Like most people, my initial attraction to someone began with appearance — what my eyes observed first, what stirred my senses. Many relationships start this way: we see someone, we feel something, and we call it love. But physical attraction alone cannot sustain a life. It fades, and when it does, many women are left holding their emotions, believing they were in love when they were really in love with the feeling.
When I met my husband, I was attracted to him — that part was real. But I didn’t love him immediately. That came later, through the slow accumulation of his actions. He was an excellent provider, attentive to my needs, thoughtful about my interests, and committed to making sure I never lacked anything essential. He showed up for me. He cared for me. He supported me. And in those steady, consistent acts, love took root. It wasn’t a rush of emotion; it was the reality of who he was to me. Love came naturally because he embodied it.

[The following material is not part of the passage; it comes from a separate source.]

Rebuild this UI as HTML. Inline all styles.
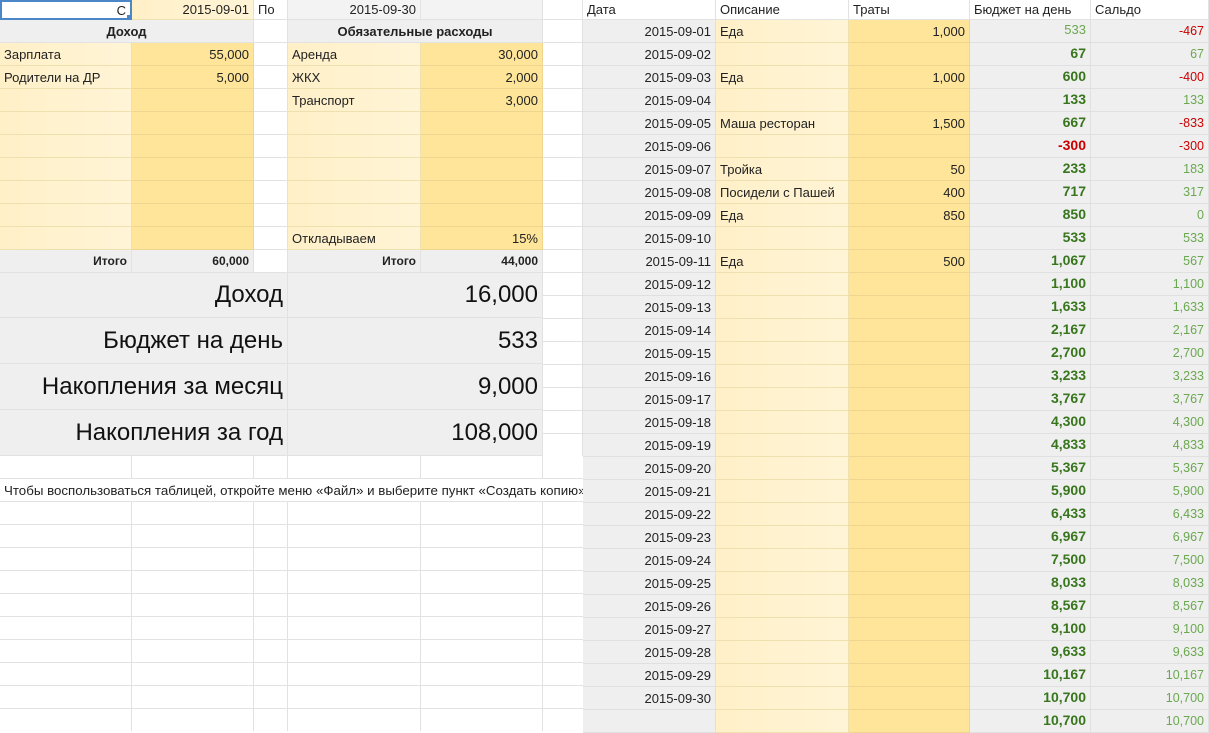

Over time, I realized something important: love is like a cake, and emotion is the icing. The icing is sweet, delightful, and beautiful — but the cake is the substance. Emotion enhances love, but it is not love itself. Love can exist without the icing. Emotion can exist without the cake. They go hand in hand, but they are not the same.
I never truly understood love until I came to know God. For years, I said, “I love You, God,” but they were just words — declarations without depth. My love for God grew the same way my love for my husband did: through evidence. God was there for me. God showed up for me. God forgave me, comforted me, guided me, and never abandoned me. God became my unconditional friend, companion, counselor, and source of strength. I came to love God because God loved me first. I cannot give God anything, yet I do experience and express gratitude, appreciation, and reverence — and those feelings are the emotions that rise from the truth of who God is. The emotions are the icing. Love is the cake.
This understanding also shapes how I think about what I love in life. I love teaching — not just the act, but the platform it provides. Teaching is not confined to a classroom; raising children is teaching, mentoring is teaching, and guiding is teaching. What I love is the work of giving, of showing up, of shaping lives. I love watching children grow, transform, and eventually step into the world carrying pieces of what I poured into them. That is love in motion. And yes, emotion is wrapped in there too — pride, joy, fulfillment — but again, emotion is the echo, not the foundation.
So can you love without emotion? Absolutely. Love is a choice, a commitment, a truth lived out in action. And can you feel emotion without love? Without question. Many people mistake emotional intensity for love, but emotion alone cannot sustain a relationship, a calling, or a life.
Love is relational truth. Emotion is the echo of that truth.
Love is what we do. Emotion is what we feel.
They walk together, but they are not twins.
After the experiences above, I finally understand the equation: Love is the substance. Emotion is the scent. One grounds you. The other moves you. Together, they create the fullness of what the heart can hold.